── Data lines
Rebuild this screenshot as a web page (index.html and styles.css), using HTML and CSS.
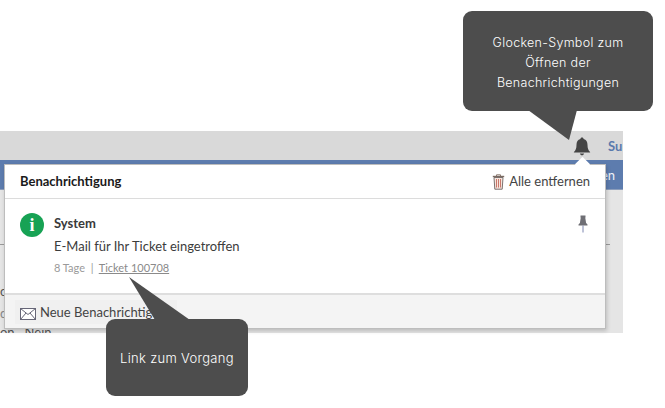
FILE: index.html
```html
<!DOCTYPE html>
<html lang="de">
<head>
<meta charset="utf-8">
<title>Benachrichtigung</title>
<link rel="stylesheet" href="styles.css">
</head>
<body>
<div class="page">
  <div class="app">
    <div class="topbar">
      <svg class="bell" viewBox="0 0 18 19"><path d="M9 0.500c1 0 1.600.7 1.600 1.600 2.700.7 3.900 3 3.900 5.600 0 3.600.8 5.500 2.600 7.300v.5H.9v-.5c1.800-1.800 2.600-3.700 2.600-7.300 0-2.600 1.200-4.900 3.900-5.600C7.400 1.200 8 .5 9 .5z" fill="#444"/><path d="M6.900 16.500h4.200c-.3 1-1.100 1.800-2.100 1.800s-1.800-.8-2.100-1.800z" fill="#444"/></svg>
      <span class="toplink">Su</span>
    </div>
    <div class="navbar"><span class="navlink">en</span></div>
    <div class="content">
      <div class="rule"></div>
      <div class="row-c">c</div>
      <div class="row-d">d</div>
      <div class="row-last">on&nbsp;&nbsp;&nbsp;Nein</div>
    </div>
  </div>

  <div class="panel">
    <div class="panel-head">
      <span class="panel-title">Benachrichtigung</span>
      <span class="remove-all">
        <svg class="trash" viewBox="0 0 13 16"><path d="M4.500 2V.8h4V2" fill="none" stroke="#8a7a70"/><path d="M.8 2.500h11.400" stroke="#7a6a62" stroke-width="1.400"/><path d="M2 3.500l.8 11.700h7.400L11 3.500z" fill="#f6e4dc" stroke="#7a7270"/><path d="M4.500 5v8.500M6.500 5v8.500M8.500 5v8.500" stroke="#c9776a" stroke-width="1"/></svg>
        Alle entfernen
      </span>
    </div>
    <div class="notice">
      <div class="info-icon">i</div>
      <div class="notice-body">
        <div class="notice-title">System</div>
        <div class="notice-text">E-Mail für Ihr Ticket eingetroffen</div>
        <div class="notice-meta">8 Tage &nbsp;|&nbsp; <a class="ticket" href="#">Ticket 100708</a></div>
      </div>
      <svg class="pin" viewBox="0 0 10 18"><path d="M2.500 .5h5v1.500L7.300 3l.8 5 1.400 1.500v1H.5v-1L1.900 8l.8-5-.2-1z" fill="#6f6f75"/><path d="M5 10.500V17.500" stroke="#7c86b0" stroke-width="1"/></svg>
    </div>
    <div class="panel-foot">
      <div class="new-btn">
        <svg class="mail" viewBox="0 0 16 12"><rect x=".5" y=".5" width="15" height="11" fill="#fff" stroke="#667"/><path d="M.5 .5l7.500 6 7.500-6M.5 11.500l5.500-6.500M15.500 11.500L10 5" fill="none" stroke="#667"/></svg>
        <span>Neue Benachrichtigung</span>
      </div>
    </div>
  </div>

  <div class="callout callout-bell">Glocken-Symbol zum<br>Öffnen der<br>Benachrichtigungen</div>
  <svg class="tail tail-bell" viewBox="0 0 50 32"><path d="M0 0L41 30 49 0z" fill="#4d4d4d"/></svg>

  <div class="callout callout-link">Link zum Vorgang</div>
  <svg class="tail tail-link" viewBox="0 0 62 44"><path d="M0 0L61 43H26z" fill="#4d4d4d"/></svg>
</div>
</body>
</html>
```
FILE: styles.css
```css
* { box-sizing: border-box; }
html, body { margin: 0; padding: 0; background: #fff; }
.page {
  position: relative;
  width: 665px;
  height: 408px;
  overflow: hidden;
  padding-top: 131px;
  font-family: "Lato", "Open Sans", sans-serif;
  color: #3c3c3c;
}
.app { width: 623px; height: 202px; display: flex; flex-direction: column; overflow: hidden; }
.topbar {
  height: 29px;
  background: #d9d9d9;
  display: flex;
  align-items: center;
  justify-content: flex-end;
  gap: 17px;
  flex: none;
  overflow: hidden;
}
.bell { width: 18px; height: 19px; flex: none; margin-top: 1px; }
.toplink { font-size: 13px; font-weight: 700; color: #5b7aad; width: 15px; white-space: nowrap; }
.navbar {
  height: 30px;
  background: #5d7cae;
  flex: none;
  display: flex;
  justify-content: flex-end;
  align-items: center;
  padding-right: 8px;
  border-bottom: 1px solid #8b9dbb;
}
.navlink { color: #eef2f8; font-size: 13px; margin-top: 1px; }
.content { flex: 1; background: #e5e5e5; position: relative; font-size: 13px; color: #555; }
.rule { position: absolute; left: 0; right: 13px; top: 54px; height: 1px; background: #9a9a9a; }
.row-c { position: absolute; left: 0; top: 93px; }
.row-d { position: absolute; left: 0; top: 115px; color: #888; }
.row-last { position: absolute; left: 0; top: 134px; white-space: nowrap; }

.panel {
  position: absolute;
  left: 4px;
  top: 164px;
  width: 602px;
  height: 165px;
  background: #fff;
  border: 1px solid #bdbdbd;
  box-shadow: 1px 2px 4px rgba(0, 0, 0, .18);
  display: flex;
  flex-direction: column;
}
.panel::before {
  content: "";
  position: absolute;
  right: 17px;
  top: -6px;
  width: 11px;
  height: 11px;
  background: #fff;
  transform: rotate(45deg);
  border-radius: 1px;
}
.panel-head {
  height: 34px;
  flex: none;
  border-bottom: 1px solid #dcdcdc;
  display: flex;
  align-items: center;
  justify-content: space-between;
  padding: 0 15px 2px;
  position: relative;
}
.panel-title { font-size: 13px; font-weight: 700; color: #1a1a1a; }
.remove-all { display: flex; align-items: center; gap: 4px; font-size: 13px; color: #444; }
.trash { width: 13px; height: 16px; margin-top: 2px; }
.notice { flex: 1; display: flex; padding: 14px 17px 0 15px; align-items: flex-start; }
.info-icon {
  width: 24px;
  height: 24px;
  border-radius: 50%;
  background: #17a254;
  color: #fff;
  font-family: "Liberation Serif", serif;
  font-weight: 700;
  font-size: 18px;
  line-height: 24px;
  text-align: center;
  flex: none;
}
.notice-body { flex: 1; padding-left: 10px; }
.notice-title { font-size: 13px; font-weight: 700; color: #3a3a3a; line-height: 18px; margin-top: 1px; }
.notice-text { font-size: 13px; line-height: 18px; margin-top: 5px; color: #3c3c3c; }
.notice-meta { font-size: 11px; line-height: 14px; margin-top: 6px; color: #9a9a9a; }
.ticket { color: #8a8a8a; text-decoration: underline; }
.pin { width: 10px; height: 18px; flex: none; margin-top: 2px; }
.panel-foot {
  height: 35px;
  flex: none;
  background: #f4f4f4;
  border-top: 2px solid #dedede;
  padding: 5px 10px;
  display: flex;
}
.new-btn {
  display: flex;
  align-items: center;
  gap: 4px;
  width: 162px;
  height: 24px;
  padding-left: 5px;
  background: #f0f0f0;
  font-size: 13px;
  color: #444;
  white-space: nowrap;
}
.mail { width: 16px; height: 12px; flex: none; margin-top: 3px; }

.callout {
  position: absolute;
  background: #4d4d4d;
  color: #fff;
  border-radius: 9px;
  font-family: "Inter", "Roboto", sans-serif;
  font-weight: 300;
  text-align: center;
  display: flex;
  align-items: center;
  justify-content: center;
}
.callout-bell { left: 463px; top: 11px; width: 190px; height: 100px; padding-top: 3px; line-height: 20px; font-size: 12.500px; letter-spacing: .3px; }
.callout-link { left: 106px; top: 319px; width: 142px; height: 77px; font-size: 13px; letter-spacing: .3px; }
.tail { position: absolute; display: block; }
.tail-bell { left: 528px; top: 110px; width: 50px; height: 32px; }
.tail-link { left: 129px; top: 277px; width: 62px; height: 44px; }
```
────
Exclude the images and reproduce the remaining data exactly.

## Output for this task
Rebuild this screenshot as a web page (index.html and styles.css), using HTML and CSS.
FILE: index.html
```html
<!DOCTYPE html>
<html lang="de">
<head>
<meta charset="utf-8">
<title>Benachrichtigung</title>
<link rel="stylesheet" href="styles.css">
</head>
<body>
<div class="page">
  <div class="app">
    <div class="topbar">
      <svg class="bell" viewBox="0 0 18 19"><path d="M9 0.500c1 0 1.600.7 1.600 1.600 2.700.7 3.900 3 3.900 5.600 0 3.600.8 5.500 2.600 7.300v.5H.9v-.5c1.800-1.800 2.600-3.700 2.600-7.300 0-2.600 1.200-4.900 3.900-5.600C7.400 1.200 8 .5 9 .5z" fill="#444"/><path d="M6.900 16.500h4.200c-.3 1-1.100 1.800-2.100 1.800s-1.800-.8-2.100-1.800z" fill="#444"/></svg>
      <span class="toplink">Su</span>
    </div>
    <div class="navbar"><span class="navlink">en</span></div>
    <div class="content">
      <div class="rule"></div>
      <div class="row-c">c</div>
      <div class="row-d">d</div>
      <div class="row-last">on&nbsp;&nbsp;&nbsp;Nein</div>
    </div>
  </div>

  <div class="panel">
    <div class="panel-head">
      <span class="panel-title">Benachrichtigung</span>
      <span class="remove-all">
        <svg class="trash" viewBox="0 0 13 16"><path d="M4.500 2V.8h4V2" fill="none" stroke="#8a7a70"/><path d="M.8 2.500h11.400" stroke="#7a6a62" stroke-width="1.400"/><path d="M2 3.500l.8 11.700h7.400L11 3.500z" fill="#f6e4dc" stroke="#7a7270"/><path d="M4.500 5v8.500M6.500 5v8.500M8.500 5v8.500" stroke="#c9776a" stroke-width="1"/></svg>
        Alle entfernen
      </span>
    </div>
    <div class="notice">
      <div class="info-icon">i</div>
      <div class="notice-body">
        <div class="notice-title">System</div>
        <div class="notice-text">E-Mail für Ihr Ticket eingetroffen</div>
        <div class="notice-meta">8 Tage &nbsp;|&nbsp; <a class="ticket" href="#">Ticket 100708</a></div>
      </div>
      <svg class="pin" viewBox="0 0 10 18"><path d="M2.500 .5h5v1.500L7.300 3l.8 5 1.400 1.500v1H.5v-1L1.900 8l.8-5-.2-1z" fill="#6f6f75"/><path d="M5 10.500V17.500" stroke="#7c86b0" stroke-width="1"/></svg>
    </div>
    <div class="panel-foot">
      <div class="new-btn">
        <svg class="mail" viewBox="0 0 16 12"><rect x=".5" y=".5" width="15" height="11" fill="#fff" stroke="#667"/><path d="M.5 .5l7.500 6 7.500-6M.5 11.500l5.500-6.500M15.500 11.500L10 5" fill="none" stroke="#667"/></svg>
        <span>Neue Benachrichtigung</span>
      </div>
    </div>
  </div>

  <div class="callout callout-bell">Glocken-Symbol zum<br>Öffnen der<br>Benachrichtigungen</div>
  <svg class="tail tail-bell" viewBox="0 0 50 32"><path d="M0 0L41 30 49 0z" fill="#4d4d4d"/></svg>

  <div class="callout callout-link">Link zum Vorgang</div>
  <svg class="tail tail-link" viewBox="0 0 62 44"><path d="M0 0L61 43H26z" fill="#4d4d4d"/></svg>
</div>
</body>
</html>
```
FILE: styles.css
```css
* { box-sizing: border-box; }
html, body { margin: 0; padding: 0; background: #fff; }
.page {
  position: relative;
  width: 665px;
  height: 408px;
  overflow: hidden;
  padding-top: 131px;
  font-family: "Lato", "Open Sans", sans-serif;
  color: #3c3c3c;
}
.app { width: 623px; height: 202px; display: flex; flex-direction: column; overflow: hidden; }
.topbar {
  height: 29px;
  background: #d9d9d9;
  display: flex;
  align-items: center;
  justify-content: flex-end;
  gap: 17px;
  flex: none;
  overflow: hidden;
}
.bell { width: 18px; height: 19px; flex: none; margin-top: 1px; }
.toplink { font-size: 13px; font-weight: 700; color: #5b7aad; width: 15px; white-space: nowrap; }
.navbar {
  height: 30px;
  background: #5d7cae;
  flex: none;
  display: flex;
  justify-content: flex-end;
  align-items: center;
  padding-right: 8px;
  border-bottom: 1px solid #8b9dbb;
}
.navlink { color: #eef2f8; font-size: 13px; margin-top: 1px; }
.content { flex: 1; background: #e5e5e5; position: relative; font-size: 13px; color: #555; }
.rule { position: absolute; left: 0; right: 13px; top: 54px; height: 1px; background: #9a9a9a; }
.row-c { position: absolute; left: 0; top: 93px; }
.row-d { position: absolute; left: 0; top: 115px; color: #888; }
.row-last { position: absolute; left: 0; top: 134px; white-space: nowrap; }

.panel {
  position: absolute;
  left: 4px;
  top: 164px;
  width: 602px;
  height: 165px;
  background: #fff;
  border: 1px solid #bdbdbd;
  box-shadow: 1px 2px 4px rgba(0, 0, 0, .18);
  display: flex;
  flex-direction: column;
}
.panel::before {
  content: "";
  position: absolute;
  right: 17px;
  top: -6px;
  width: 11px;
  height: 11px;
  background: #fff;
  transform: rotate(45deg);
  border-radius: 1px;
}
.panel-head {
  height: 34px;
  flex: none;
  border-bottom: 1px solid #dcdcdc;
  display: flex;
  align-items: center;
  justify-content: space-between;
  padding: 0 15px 2px;
  position: relative;
}
.panel-title { font-size: 13px; font-weight: 700; color: #1a1a1a; }
.remove-all { display: flex; align-items: center; gap: 4px; font-size: 13px; color: #444; }
.trash { width: 13px; height: 16px; margin-top: 2px; }
.notice { flex: 1; display: flex; padding: 14px 17px 0 15px; align-items: flex-start; }
.info-icon {
  width: 24px;
  height: 24px;
  border-radius: 50%;
  background: #17a254;
  color: #fff;
  font-family: "Liberation Serif", serif;
  font-weight: 700;
  font-size: 18px;
  line-height: 24px;
  text-align: center;
  flex: none;
}
.notice-body { flex: 1; padding-left: 10px; }
.notice-title { font-size: 13px; font-weight: 700; color: #3a3a3a; line-height: 18px; margin-top: 1px; }
.notice-text { font-size: 13px; line-height: 18px; margin-top: 5px; color: #3c3c3c; }
.notice-meta { font-size: 11px; line-height: 14px; margin-top: 6px; color: #9a9a9a; }
.ticket { color: #8a8a8a; text-decoration: underline; }
.pin { width: 10px; height: 18px; flex: none; margin-top: 2px; }
.panel-foot {
  height: 35px;
  flex: none;
  background: #f4f4f4;
  border-top: 2px solid #dedede;
  padding: 5px 10px;
  display: flex;
}
.new-btn {
  display: flex;
  align-items: center;
  gap: 4px;
  width: 162px;
  height: 24px;
  padding-left: 5px;
  background: #f0f0f0;
  font-size: 13px;
  color: #444;
  white-space: nowrap;
}
.mail { width: 16px; height: 12px; flex: none; margin-top: 3px; }

.callout {
  position: absolute;
  background: #4d4d4d;
  color: #fff;
  border-radius: 9px;
  font-family: "Inter", "Roboto", sans-serif;
  font-weight: 300;
  text-align: center;
  display: flex;
  align-items: center;
  justify-content: center;
}
.callout-bell { left: 463px; top: 11px; width: 190px; height: 100px; padding-top: 3px; line-height: 20px; font-size: 12.500px; letter-spacing: .3px; }
.callout-link { left: 106px; top: 319px; width: 142px; height: 77px; font-size: 13px; letter-spacing: .3px; }
.tail { position: absolute; display: block; }
.tail-bell { left: 528px; top: 110px; width: 50px; height: 32px; }
.tail-link { left: 129px; top: 277px; width: 62px; height: 44px; }
```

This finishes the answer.